Customer uses driver’s license with the late Ed McMahon’s photo on it in attempted fraud at Aspen store
November 16, 2017
A local jewelry store owner denied a telephone customer’s request to a buy a gold chain earlier this month after he faxed her a copy of his alleged driver’s license with a picture of the late Ed McMahon on it, sources said Wednesday.
“I recognized him as some actor,” said Katherine Whipple, owner of Katherine LeGrand Custom Goldsmith in downtown Aspen. “The guy (on the phone) sounded foreign and young and here’s this picture of an elderly Caucasian man.
“(I thought), ‘Oh, my gosh, how could he be so silly to do this?'”
McMahon, who died in 2009, was former “Tonight Show” host Johnny Carson’s longtime sidekick and also hosted “Star Search” and “America’s Bloopers and Practical Jokes” with the late Dick Clark.
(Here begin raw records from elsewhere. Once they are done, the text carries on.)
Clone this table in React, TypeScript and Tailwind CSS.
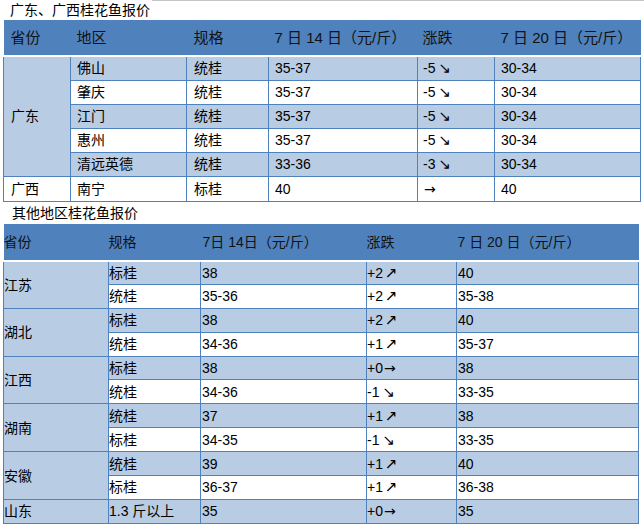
const Down = () => <span className="ml-[3px] font-['DejaVu_Sans',sans-serif] text-[15px] leading-[14px]">↘</span>;
const Up = () => <span className="ml-[2px] font-['DejaVu_Sans',sans-serif] text-[15px] leading-[14px]">↗</span>;
const Flat = () => <span className="ml-[1px] font-['DejaVu_Sans',sans-serif] text-[14px] leading-[14px]">→</span>;

const gd = [
  { city: '佛山', spec: '统桂', a: '35-37', d: '-5', b: '30-34' },
  { city: '肇庆', spec: '统桂', a: '35-37', d: '-5', b: '30-34' },
  { city: '江门', spec: '统桂', a: '35-37', d: '-5', b: '30-34' },
  { city: '惠州', spec: '统桂', a: '35-37', d: '-5', b: '30-34' },
  { city: '清远英德', spec: '统桂', a: '33-36', d: '-3', b: '30-34' },
];

type Row = { spec: string; a: string; d: string; dir: 'up' | 'down' | 'flat'; b: string };
const other: { prov: string; rows: Row[] }[] = [
  { prov: '江苏', rows: [
    { spec: '标桂', a: '38', d: '+2', dir: 'up', b: '40' },
    { spec: '统桂', a: '35-36', d: '+2', dir: 'up', b: '35-38' },
  ] },
  { prov: '湖北', rows: [
    { spec: '标桂', a: '38', d: '+2', dir: 'up', b: '40' },
    { spec: '统桂', a: '34-36', d: '+1', dir: 'up', b: '35-37' },
  ] },
  { prov: '江西', rows: [
    { spec: '标桂', a: '38', d: '+0', dir: 'flat', b: '38' },
    { spec: '统桂', a: '34-36', d: '-1', dir: 'down', b: '33-35' },
  ] },
  { prov: '湖南', rows: [
    { spec: '统桂', a: '37', d: '+1', dir: 'up', b: '38' },
    { spec: '标桂', a: '34-35', d: '-1', dir: 'down', b: '33-35' },
  ] },
  { prov: '安徽', rows: [
    { spec: '统桂', a: '39', d: '+1', dir: 'up', b: '40' },
    { spec: '标桂', a: '36-37', d: '+1', dir: 'up', b: '36-38' },
  ] },
  { prov: '山东', rows: [
    { spec: '1.3 斤以上', a: '35', d: '+0', dir: 'flat', b: '35' },
  ] },
];

function Arrow({ dir }: { dir: 'up' | 'down' | 'flat' }) {
  if (dir === 'up') return <Up />;
  if (dir === 'down') return <Down />;
  return <Flat />;
}

export default function App() {
  let idx = 0;
  return (
    <div className="w-[644px] h-[530px] overflow-hidden bg-white text-black font-['Liberation_Sans','Noto_Sans_CJK_SC',sans-serif]">
      <div className="flex h-[20px] items-start">
        <div className="pl-[10px] text-[14px] leading-[20px]">广东、广西桂花鱼报价</div>
        <div className="ml-[2px] flex-1 border-t border-[#c4c4c8]" />
      </div>

      <table className="ml-[3px] w-[637px] table-fixed border-collapse text-[14px] leading-[18px]">
        <colgroup>
          <col className="w-[67px]" />
          <col className="w-[116px]" />
          <col className="w-[82px]" />
          <col className="w-[149px]" />
          <col className="w-[77px]" />
          <col className="w-[146px]" />
        </colgroup>
        <thead>
          <tr className="h-[36px] bg-[#4f81bd] text-[15px] text-[#111]">
            <th className="border-b-2 border-white pl-[7px] text-left font-normal">省份</th>
            <th className="border-b-2 border-white pl-[6px] text-left font-normal">地区</th>
            <th className="border-b-2 border-white pl-[7px] text-left font-normal">规格</th>
            <th className="border-b-2 border-white pl-[6px] text-left font-normal">7 日 14 日（元/斤）</th>
            <th className="border-b-2 border-white pl-[5px] text-left font-normal">涨跌</th>
            <th className="border-b-2 border-white pl-[6px] text-left font-normal">7 日 20 日（元/斤）</th>
          </tr>
        </thead>
        <tbody>
          {gd.map((r, i) => (
            <tr key={r.city} className={i % 2 === 0 ? 'h-[24px] bg-[#b8cce4]' : 'h-[24px] bg-white'}>
              {i === 0 && (
                <td rowSpan={5} className="border border-[#4f81bd] bg-[#b8cce4] pl-[7px]">广东</td>
              )}
              <td className="border border-[#4f81bd] pl-[6px]">{r.city}</td>
              <td className="border border-[#4f81bd] pl-[7px]">{r.spec}</td>
              <td className="border border-[#4f81bd] pl-[6px]">{r.a}</td>
              <td className="border border-[#4f81bd] pl-[5px]">{r.d}<Down /></td>
              <td className="border border-[#4f81bd] pl-[6px]">{r.b}</td>
            </tr>
          ))}
          <tr className="h-[25px] bg-white">
            <td className="border border-[#4f81bd] pl-[7px]">广西</td>
            <td className="border border-[#4f81bd] pl-[6px]">南宁</td>
            <td className="border border-[#4f81bd] pl-[7px]">标桂</td>
            <td className="border border-[#4f81bd] pl-[6px]">40</td>
            <td className="border border-[#4f81bd] pl-[5px]"><Flat /></td>
            <td className="border border-[#4f81bd] pl-[6px]">40</td>
          </tr>
        </tbody>
      </table>

      <div className="h-[22px] pl-[12px] text-[14px] leading-[22px]">其他地区桂花鱼报价</div>

      <table className="ml-[3px] w-[635px] table-fixed border-collapse text-[14px] leading-[18px]">
        <colgroup>
          <col className="w-[105px]" />
          <col className="w-[92px]" />
          <col className="w-[166px]" />
          <col className="w-[90px]" />
          <col className="w-[182px]" />
        </colgroup>
        <thead>
          <tr className="h-[37px] bg-[#4f81bd] text-[14px] text-[#111]">
            <th className="border-b-2 border-white text-left font-normal">省份</th>
            <th className="border-b-2 border-white text-left font-normal">规格</th>
            <th className="border-b-2 border-white pl-[2px] text-left font-normal">7日 14日（元/斤）</th>
            <th className="border-b-2 border-white text-left font-normal">涨跌</th>
            <th className="border-b-2 border-white pl-[1px] text-left font-normal">7 日 20 日（元/斤）</th>
          </tr>
        </thead>
        <tbody>
          {other.map((g) =>
            g.rows.map((r, j) => {
              const light = idx++ % 2 === 0;
              return (
                <tr key={g.prov + j} className={light ? 'h-[23.9px] bg-[#b8cce4]' : 'h-[23.9px] bg-white'}>
                  {j === 0 && (
                    <td rowSpan={g.rows.length} className="border border-[#4f81bd] bg-[#b8cce4]">{g.prov}</td>
                  )}
                  <td className="border border-[#4f81bd]">{r.spec}</td>
                  <td className="border border-[#4f81bd] pl-[1px]">{r.a}</td>
                  <td className="border border-[#4f81bd]">{r.d}<Arrow dir={r.dir} /></td>
                  <td className="border border-[#4f81bd] pl-[1px]">{r.b}</td>
                </tr>
              );
            })
          )}
        </tbody>
      </table>
    </div>
  );
}
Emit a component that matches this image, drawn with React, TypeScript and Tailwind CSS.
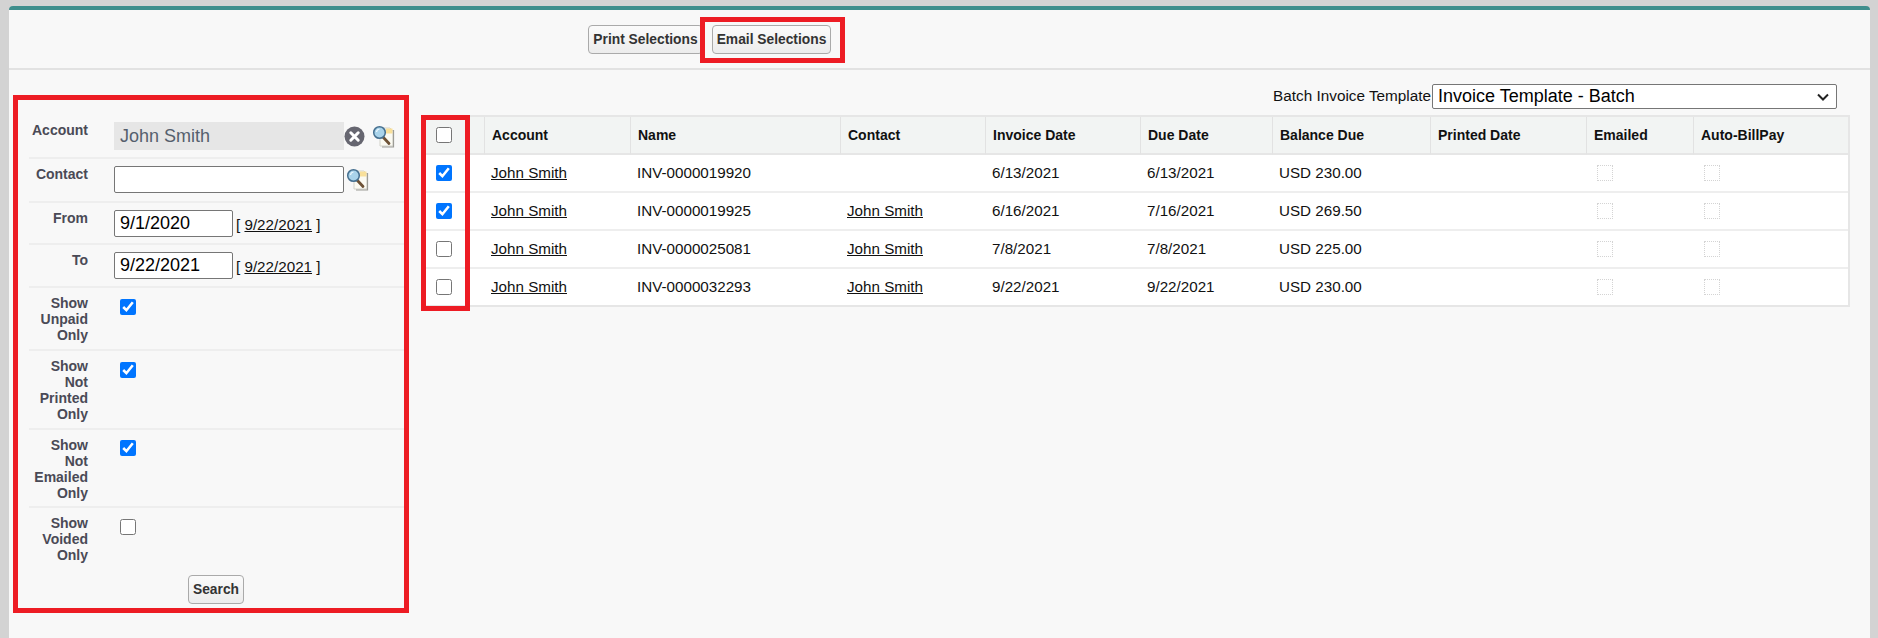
import React from "react";

function LookupIcon() {
  return (
    <svg width="23" height="23" viewBox="0 0 23 23" className="shrink-0">
      <path d="M8 3h10l3 3v15H8z" fill="#fbfaf2" stroke="#d2d2ca" strokeWidth="1" />
      <rect x="14" y="3.500" width="6.500" height="5" fill="#f9e09a" />
      <path d="M21.500 5v17H10" fill="none" stroke="#9c9c96" strokeWidth="1.200" />
      <path d="M11 12l6 6.500" stroke="#6e5236" strokeWidth="2.800" strokeLinecap="round" />
      <circle cx="7.500" cy="7.500" r="5.800" fill="#a9d3ea" stroke="#456f8f" strokeWidth="1.500" />
      <path d="M4.500 7a3.500 3.500 0 0 1 3-3" stroke="#eef8fd" strokeWidth="1.200" fill="none" />
    </svg>
  );
}

function ClearIcon() {
  return (
    <svg width="21" height="21" viewBox="0 0 21 21" className="shrink-0">
      <circle cx="10.500" cy="10.500" r="10" fill="#666670" />
      <path d="M6.800 6.800l7.400 7.400M14.200 6.800l-7.400 7.400" stroke="#fff" strokeWidth="3" strokeLinecap="round" />
    </svg>
  );
}

function Row({ label, className, children }: { label: string; className: string; children?: React.ReactNode }) {
  return (
    <div className={`flex border-b-2 border-[#eeeeee] pt-[7px] ${className}`}>
      <div className="w-[59px] shrink-0 text-right text-[14px] leading-4 font-bold text-[#4a4a56]">{label}</div>
      <div className="ml-[26px] flex items-start">{children}</div>
    </div>
  );
}

function DateField({ value }: { value: string }) {
  return (
    <>
      <input
        readOnly
        value={value}
        className="h-[27px] w-[119px] rounded-[2px] border border-[#767676] bg-white px-[5px] text-[18px] text-black"
      />
      <span className="ml-[3px] mt-[6px] text-[15.2px] leading-[18px] text-[#111]">
        [ <a className="underline">9/22/2021</a> ]
      </span>
    </>
  );
}

function Check({ checked, className }: { checked?: boolean; className?: string }) {
  return <input type="checkbox" readOnly checked={!!checked} className={`block h-4 w-4 ${className ?? ""}`} />;
}

function Dotted() {
  return <div className="h-[16px] w-4 border border-dotted border-[#d4d4d4]" />;
}

const rows = [
  { checked: true, name: "INV-0000019920", contact: "", inv: "6/13/2021", due: "6/13/2021", bal: "USD 230.00" },
  { checked: true, name: "INV-0000019925", contact: "John Smith", inv: "6/16/2021", due: "7/16/2021", bal: "USD 269.50" },
  { checked: false, name: "INV-0000025081", contact: "John Smith", inv: "7/8/2021", due: "7/8/2021", bal: "USD 225.00" },
  { checked: false, name: "INV-0000032293", contact: "John Smith", inv: "9/22/2021", due: "9/22/2021", bal: "USD 230.00" },
];

const headers = ["Account", "Name", "Contact", "Invoice Date", "Due Date", "Balance Due", "Printed Date", "Emailed", "Auto-BillPay"];
const thClass = "border-l border-[#e2e2e2] px-[7px] text-left text-[14px] font-bold text-[#111]";
const tdClass = "px-[7px] text-[15.2px] text-[#111]";
const btnClass =
  "h-[29px] rounded-[4px] border border-[#aaaaaa] bg-gradient-to-b from-[#fbfbfb] to-[#ececec] pt-[1px] text-[13.8px] font-bold text-[#333]";

export default function App() {
  return (
    <div className="h-[638px] overflow-hidden bg-[#d3d3d3] pl-[9px] pr-[8px] pt-[6px] font-['Liberation_Sans',Arial,sans-serif]">
      <div className="h-[640px] rounded-t-[4px] border-t-4 border-[#3e8e8c] bg-[#f8f8f8]">
        <div className="flex h-[60px] border-b-2 border-[#e2e2e2] pl-[579px] pt-[15px]">
          <button className={`w-[115px] ${btnClass}`}>Print Selections</button>
          <div className="relative ml-[9px]">
            <button className={`block w-[119px] ${btnClass}`}>Email Selections</button>
            <div className="pointer-events-none absolute -left-[12px] -top-[8px] h-[46px] w-[145px] border-[5px] border-[#ed1c24]" />
          </div>
        </div>
        <div className="flex">
          <div className="ml-[4px] mt-[25px] h-[518px] w-[396px] border-[5px] border-[#ed1c24] pl-[11px]">
            <Row label="Account" className="h-[59px] pt-[22px]">
              <div className="flex items-center">
                <div className="flex h-[28px] w-[230px] items-center bg-[#e6e6e6] pl-[6px] text-[18px] text-[#555f6d]">John Smith</div>
                <ClearIcon />
                <div className="ml-[7px]"><LookupIcon /></div>
              </div>
            </Row>
            <Row label="Contact" className="h-[44px]">
              <input readOnly className="h-[27px] w-[230px] rounded-[2px] border border-[#767676] bg-white" />
              <div className="ml-[2px] mt-[2px]"><LookupIcon /></div>
            </Row>
            <Row label="From" className="h-[42px]"><DateField value="9/1/2020" /></Row>
            <Row label="To" className="h-[43px]"><DateField value="9/22/2021" /></Row>
            <Row label="Show Unpaid Only" className="h-[63px]"><Check checked className="ml-[6px] mt-[4px]" /></Row>
            <Row label="Show Not Printed Only" className="h-[79px]"><Check checked className="ml-[6px] mt-[4px]" /></Row>
            <Row label="Show Not Emailed Only" className="h-[78px]"><Check checked className="ml-[6px] mt-[3px]" /></Row>
            <div className="flex h-[67px] pt-[7px]">
              <div className="w-[59px] shrink-0 text-right text-[14px] leading-4 font-bold text-[#4a4a56]">Show Voided Only</div>
              <div className="ml-[26px]"><Check className="ml-[6px] mt-[4px]" /></div>
            </div>
            <div className="flex justify-center pr-[1px]">
              <button className={`w-[56px] ${btnClass}`}>Search</button>
            </div>
          </div>
          <div className="ml-[12px] w-[1429px]">
            <div className="mt-[14px] flex h-[24px] items-center justify-end pr-[13px]">
              <span className="mr-[1px] text-[15.3px] text-[#111]">Batch Invoice Template</span>
              <div className="relative">
                <select className="block h-[25px] w-[405px] appearance-none rounded-[2px] border border-[#767676] bg-white pl-[5px] text-[18px] leading-[20px] text-black">
                  <option>Invoice Template - Batch</option>
                </select>
                <svg width="12" height="8" viewBox="0 0 12 8" className="pointer-events-none absolute right-[8px] top-[9px]">
                  <path d="M1 1.500l5 5 5-5" fill="none" stroke="#222" strokeWidth="2" />
                </svg>
              </div>
            </div>
            <div className="relative mt-[7px]">
              <table className="w-[1429px] table-fixed border-separate border-spacing-0 border-2 border-[#e6e6e6] bg-white">
                <colgroup>
                  <col className="w-[61px]" />
                  <col className="w-[146px]" />
                  <col className="w-[210px]" />
                  <col className="w-[145px]" />
                  <col className="w-[155px]" />
                  <col className="w-[132px]" />
                  <col className="w-[158px]" />
                  <col className="w-[156px]" />
                  <col className="w-[107px]" />
                  <col />
                </colgroup>
                <thead>
                  <tr className="h-[38px] bg-[#f2f4f3]">
                    <th className="border-b-2 border-[#e6e6e6] pl-[13px]"><Check /></th>
                    {headers.map((h) => (
                      <th key={h} className={`border-b-2 border-b-[#e6e6e6] ${thClass}`}>{h}</th>
                    ))}
                  </tr>
                </thead>
                <tbody>
                  {rows.map((r, i) => {
                    const b = i < 3 ? "border-b-2 border-[#eeeeee]" : "";
                    return (
                      <tr key={r.name} className={i < 3 ? "h-[38px]" : "h-[36px]"}>
                        <td className={`${b} pl-[13px]`}><Check checked={r.checked} /></td>
                        <td className={`${b} ${tdClass}`}><a className="underline">John Smith</a></td>
                        <td className={`${b} ${tdClass}`}>{r.name}</td>
                        <td className={`${b} ${tdClass}`}>{r.contact && <a className="underline">{r.contact}</a>}</td>
                        <td className={`${b} ${tdClass}`}>{r.inv}</td>
                        <td className={`${b} ${tdClass}`}>{r.due}</td>
                        <td className={`${b} ${tdClass}`}>{r.bal}</td>
                        <td className={`${b} ${tdClass}`}></td>
                        <td className={`${b} px-[11px]`}><Dotted /></td>
                        <td className={`${b} px-[11px]`}><Dotted /></td>
                      </tr>
                    );
                  })}
                </tbody>
              </table>
              <div className="pointer-events-none absolute left-0 top-0 h-[196px] w-[49px] border-[5px] border-[#ed1c24]" />
            </div>
          </div>
        </div>
      </div>
    </div>
  );
}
The customer called Whipple on Nov. 9 and wanted to buy a 14-karat-gold chain for $3,800 plus a $120 shipping fee, according to a police report. Whipple said the man was calling from a Riverside, California, area code and identified himself as “Jack Harry.”
However, the credit card the man gave Whipple was declined, she said. He then provided another credit card he said was tied to his “call center” business in Utah, she said.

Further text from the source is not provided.